The standards and tests by design visit on teachers and students a particular and singular view of the "basics" of history, geography, literature, art, and ways of looking at and thinking about truth. They are an effort to put an end to the most valuable asset of a multicultural society: its vibrant cacophony of views about what constitutes truth, knowledge, and learning, and about what young children ought and ought not to learn at school. Standardized curriculum and tests insist upon one set of answers, and only one.

While standardized testing and rankings by test score have long been a part of the educational landscape, the effort to install national tests and reliance on statewide standardized testing is now on an entirely unprecedented scale. This major shift in national and state educational policy was initiated during the presidency of George Bush.

Lamar Alexander, Bush's Secretary of Education and former Republican governor of Tennessee, sought and received Congressional authorization to create a commission to study the feasibility of establishing national educational standards tied to testing.
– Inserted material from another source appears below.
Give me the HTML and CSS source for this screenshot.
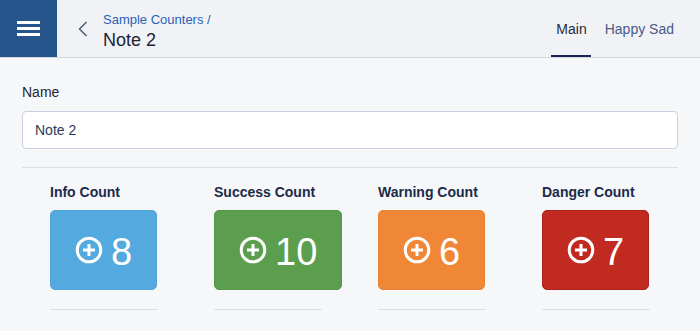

That report, Raising Standards for American Education, arrived on Jan. 24, 1992, and marked the beginning of this latest effort to shift curriculum decisions away from local authorities, schools, and teachers toward centralized, bureaucratic state control. Now, more than ever, the major issues of what and how to teach are being decided by politicians, government agencies such as the National Goals Panel, state legislatures, state boards of education, and a raft of appointed committees, panels, and commissions.

That tests are intended to mandate control of the culture is not a controversial claim. The architects of these policies proclaim it. The 1992 report, Raising Standards for American Education, asserts that national educational standards would "bind together a wide variety of groups into one nation," providing "shared values and knowledge" which will serve "as a powerful force for national unity." Lauren Resnick, a chief academic advocate for testing, a former president of the American Educational Research Association, and a director of the New Standards Project, argued, "Without performance standards, the meaning of content standards is subject to interpretation, which if allowed to vary would undermine efforts to set high standards for the majority of American students." (italics added)

Linking standards and curriculum to high-stakes testing is a powerful and pervasive way to ensure the continued hegemony of the dominant culture. Or, to use the more apt language of Edward Said, the distinguished Palestinian-American scholar, it is a late 20th century form of cultural imperialism.